Using real, personal examples builds enthusiasm. That principle applies no matter what the topic is. Imagine teaching a genealogy lesson about a generic “ancestor” instead of about the real people with real names, people who look formal and solemn in those old photographs. There’s no comparison. Real-life examples enliven lessons, whereas made-up examples (or none at all) invite dullness and distance.
Challenge and involve the children. Stimulate their minds with puzzles, games, quizzes, and thought-provoking questions. Involve them in preparing visual aids, organizing games, explaining things to younger children, preparing and serving refreshments, and so on. In families with wide age spreads, it’s hard to challenge all the children all the time. But if we target the various ages in the family as we present different segments of a lesson, it’s usually possible to keep everyone involved.
Introduce variety into lessons. When eyes stare at an unchanging scene, perception and attention quickly fade.
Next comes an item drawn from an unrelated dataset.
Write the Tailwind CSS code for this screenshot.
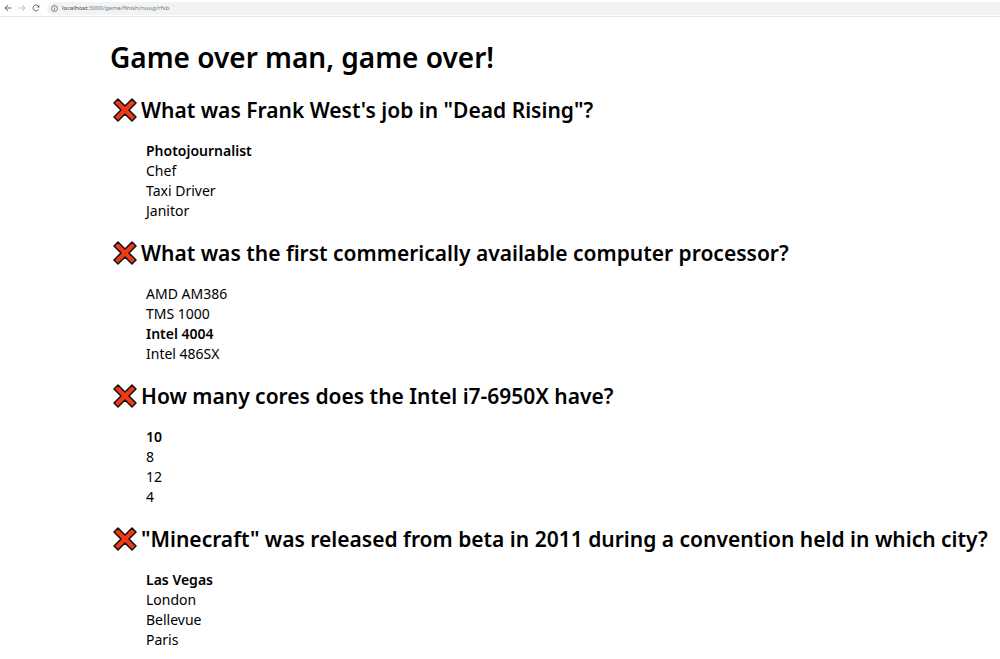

That’s what happens to our children if our lessons are static. So, for variety’s sake, try to teach precepts with stories. Also use puzzles, charts, pictures, games, songs, role playing, and other teaching methods. Remember that the younger the children, the more variety they need. But don’t overdo it.
Use resource materials. For years, our family scripture-study program consisted of reading the Book of Mormon page by page. Then for Christmas one year, we received a book that organizes scriptures from the standard works into a year-long, topical, family scripture-reading plan. For our family, given our stage of development, it’s been just what we needed—a mine of ideas and inspiration.
Many such resources exist. For general principles of teaching, try the Church’s Teaching: No Greater Call (1978) or The How Book for Teaching Children (revised 1984). For topics and ideas, try the Family Home Evening Resource Book (1983), with accompanying family home evening videos (nos. 53276 and 53277). The many Church videos are also helpful. And for a real teaching-resources treasure hunt, visit your ward library. Many LDS-oriented publishers and bookstores offer resource materials that, with careful selection and prayerful preparation, can stimulate our lessons. Information from general conference addresses can provide current, relevant authority on most gospel subjects.
Take advantage of teaching moments. Some of our best gospel discussions and teaching have happened accidentally.
When one of our daughters was in seventh grade, two of her friends told her that if she didn’t stop speaking to another friend, they would stop speaking to her. As painful as the experience was, it gave us many unplanned teaching moments. And when she managed to bring the three friends together again, the experience became a joyful case study in several gospel principles that have served her—and us—ever since.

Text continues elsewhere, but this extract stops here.